Pope Benedict spoke especially about wounds to the unity of the Church and about divisions within the Church. Sadly there are many who claim to be serving the Church and the unity of the Church and yet damage the unity of the Church, not so much through teaching false doctrine, but through a self-centred life-style. At this particular historical moment in the life of the Church, as we pray for the one who is to become successor of Peter after Pope Benedict, all of us should make this a moment to foster a more intense and evident ecclesial communion, overcoming individualism and rivalry and disunity. The Church needs renewal, but if our discussions on renewal are reduced to disagreements and inner-Church bickering, in no way do we render the Church more attractive to those who look at us from the outside.

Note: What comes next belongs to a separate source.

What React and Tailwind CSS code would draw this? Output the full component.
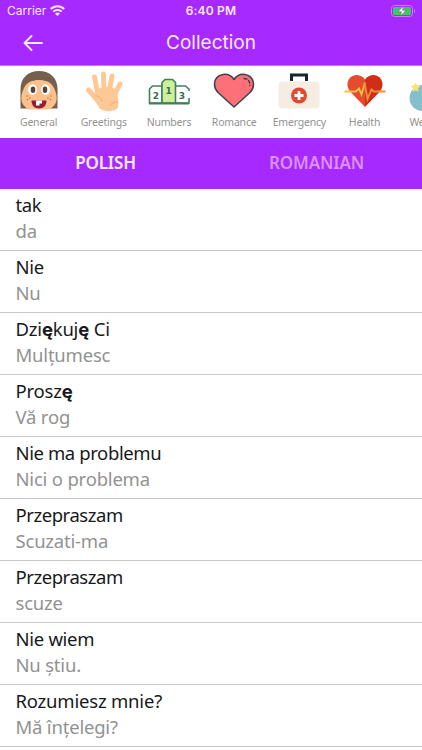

The opening prayer of our Mass reminded us that in a mysterious way the call to ministry is a call from God himself. It is the Lord who has chosen you for the office of Deacon. The Lord calls and the Lord sustains. Colm, Luuk and Matthew, if you faithfully and selflessly follow your calling the Lord will be with you revving your spirits just as we heard in the first reading: giving you relief, giving strength to your bones; making your ministry fruitful like a well-watered garden. In that way your ministry will bring renewal to others as you become in the world a “breach-mender” and a “restorer of ruined houses”, as the Old Testament reading notes.
Your fidelity to your mission will bring you personal renewal but will also bring renewal to the Church of Jesus Christ today just as with the institution of the early Jerusalem deacons “the word of the Lord continued to spread and the number of the disciples greatly increased”. May the Lord bless your ministry of the word, at the altar and of service, and make you, as we heard in the opening prayer: “effective in action, gentle in ministry and constant in prayer.